■ Information shown:
────────────────────────────────────────

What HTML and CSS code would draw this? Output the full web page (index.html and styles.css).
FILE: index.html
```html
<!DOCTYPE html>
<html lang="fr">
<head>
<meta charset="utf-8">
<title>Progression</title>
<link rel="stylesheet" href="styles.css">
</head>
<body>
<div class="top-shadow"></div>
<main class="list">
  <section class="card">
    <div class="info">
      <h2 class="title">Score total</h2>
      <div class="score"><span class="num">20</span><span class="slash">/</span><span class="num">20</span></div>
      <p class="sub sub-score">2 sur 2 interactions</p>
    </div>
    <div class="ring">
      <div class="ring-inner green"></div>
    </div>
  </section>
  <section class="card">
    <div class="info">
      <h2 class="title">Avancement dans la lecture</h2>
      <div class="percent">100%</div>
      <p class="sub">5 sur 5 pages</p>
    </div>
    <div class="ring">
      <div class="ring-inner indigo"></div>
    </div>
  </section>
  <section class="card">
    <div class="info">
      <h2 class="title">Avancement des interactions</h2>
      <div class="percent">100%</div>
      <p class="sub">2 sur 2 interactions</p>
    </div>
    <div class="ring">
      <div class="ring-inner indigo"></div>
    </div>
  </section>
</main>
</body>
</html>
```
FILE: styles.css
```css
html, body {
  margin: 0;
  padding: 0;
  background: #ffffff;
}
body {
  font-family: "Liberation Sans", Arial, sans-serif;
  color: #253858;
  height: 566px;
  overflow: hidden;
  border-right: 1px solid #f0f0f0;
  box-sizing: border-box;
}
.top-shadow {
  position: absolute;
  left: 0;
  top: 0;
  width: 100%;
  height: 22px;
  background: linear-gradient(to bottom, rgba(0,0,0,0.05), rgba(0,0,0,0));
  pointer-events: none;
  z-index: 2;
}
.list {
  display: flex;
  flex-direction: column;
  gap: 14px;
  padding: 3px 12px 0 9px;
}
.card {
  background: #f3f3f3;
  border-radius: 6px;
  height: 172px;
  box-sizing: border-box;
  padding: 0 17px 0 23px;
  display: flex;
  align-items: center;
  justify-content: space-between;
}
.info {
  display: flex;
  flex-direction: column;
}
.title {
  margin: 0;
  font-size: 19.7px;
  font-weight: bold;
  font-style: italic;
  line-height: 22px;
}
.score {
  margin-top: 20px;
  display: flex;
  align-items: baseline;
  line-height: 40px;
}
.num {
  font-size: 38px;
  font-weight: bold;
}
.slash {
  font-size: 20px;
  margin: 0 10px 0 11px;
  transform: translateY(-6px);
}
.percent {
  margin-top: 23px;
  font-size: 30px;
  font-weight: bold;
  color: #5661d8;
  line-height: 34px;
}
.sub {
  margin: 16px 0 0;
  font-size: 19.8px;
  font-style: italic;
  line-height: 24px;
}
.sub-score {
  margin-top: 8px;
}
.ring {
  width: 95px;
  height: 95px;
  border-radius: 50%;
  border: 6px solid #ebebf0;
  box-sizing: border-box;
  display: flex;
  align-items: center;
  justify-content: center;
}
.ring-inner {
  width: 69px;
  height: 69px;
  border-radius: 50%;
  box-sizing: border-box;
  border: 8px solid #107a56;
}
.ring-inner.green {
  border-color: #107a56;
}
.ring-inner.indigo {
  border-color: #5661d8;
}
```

────────────────────────────────────────

Quote each line above in full, word for word.

What HTML and CSS code would draw this? Output the full web page (index.html and styles.css).
FILE: index.html
```html
<!DOCTYPE html>
<html lang="fr">
<head>
<meta charset="utf-8">
<title>Progression</title>
<link rel="stylesheet" href="styles.css">
</head>
<body>
<div class="top-shadow"></div>
<main class="list">
  <section class="card">
    <div class="info">
      <h2 class="title">Score total</h2>
      <div class="score"><span class="num">20</span><span class="slash">/</span><span class="num">20</span></div>
      <p class="sub sub-score">2 sur 2 interactions</p>
    </div>
    <div class="ring">
      <div class="ring-inner green"></div>
    </div>
  </section>
  <section class="card">
    <div class="info">
      <h2 class="title">Avancement dans la lecture</h2>
      <div class="percent">100%</div>
      <p class="sub">5 sur 5 pages</p>
    </div>
    <div class="ring">
      <div class="ring-inner indigo"></div>
    </div>
  </section>
  <section class="card">
    <div class="info">
      <h2 class="title">Avancement des interactions</h2>
      <div class="percent">100%</div>
      <p class="sub">2 sur 2 interactions</p>
    </div>
    <div class="ring">
      <div class="ring-inner indigo"></div>
    </div>
  </section>
</main>
</body>
</html>
```
FILE: styles.css
```css
html, body {
  margin: 0;
  padding: 0;
  background: #ffffff;
}
body {
  font-family: "Liberation Sans", Arial, sans-serif;
  color: #253858;
  height: 566px;
  overflow: hidden;
  border-right: 1px solid #f0f0f0;
  box-sizing: border-box;
}
.top-shadow {
  position: absolute;
  left: 0;
  top: 0;
  width: 100%;
  height: 22px;
  background: linear-gradient(to bottom, rgba(0,0,0,0.05), rgba(0,0,0,0));
  pointer-events: none;
  z-index: 2;
}
.list {
  display: flex;
  flex-direction: column;
  gap: 14px;
  padding: 3px 12px 0 9px;
}
.card {
  background: #f3f3f3;
  border-radius: 6px;
  height: 172px;
  box-sizing: border-box;
  padding: 0 17px 0 23px;
  display: flex;
  align-items: center;
  justify-content: space-between;
}
.info {
  display: flex;
  flex-direction: column;
}
.title {
  margin: 0;
  font-size: 19.7px;
  font-weight: bold;
  font-style: italic;
  line-height: 22px;
}
.score {
  margin-top: 20px;
  display: flex;
  align-items: baseline;
  line-height: 40px;
}
.num {
  font-size: 38px;
  font-weight: bold;
}
.slash {
  font-size: 20px;
  margin: 0 10px 0 11px;
  transform: translateY(-6px);
}
.percent {
  margin-top: 23px;
  font-size: 30px;
  font-weight: bold;
  color: #5661d8;
  line-height: 34px;
}
.sub {
  margin: 16px 0 0;
  font-size: 19.8px;
  font-style: italic;
  line-height: 24px;
}
.sub-score {
  margin-top: 8px;
}
.ring {
  width: 95px;
  height: 95px;
  border-radius: 50%;
  border: 6px solid #ebebf0;
  box-sizing: border-box;
  display: flex;
  align-items: center;
  justify-content: center;
}
.ring-inner {
  width: 69px;
  height: 69px;
  border-radius: 50%;
  box-sizing: border-box;
  border: 8px solid #107a56;
}
.ring-inner.green {
  border-color: #107a56;
}
.ring-inner.indigo {
  border-color: #5661d8;
}
```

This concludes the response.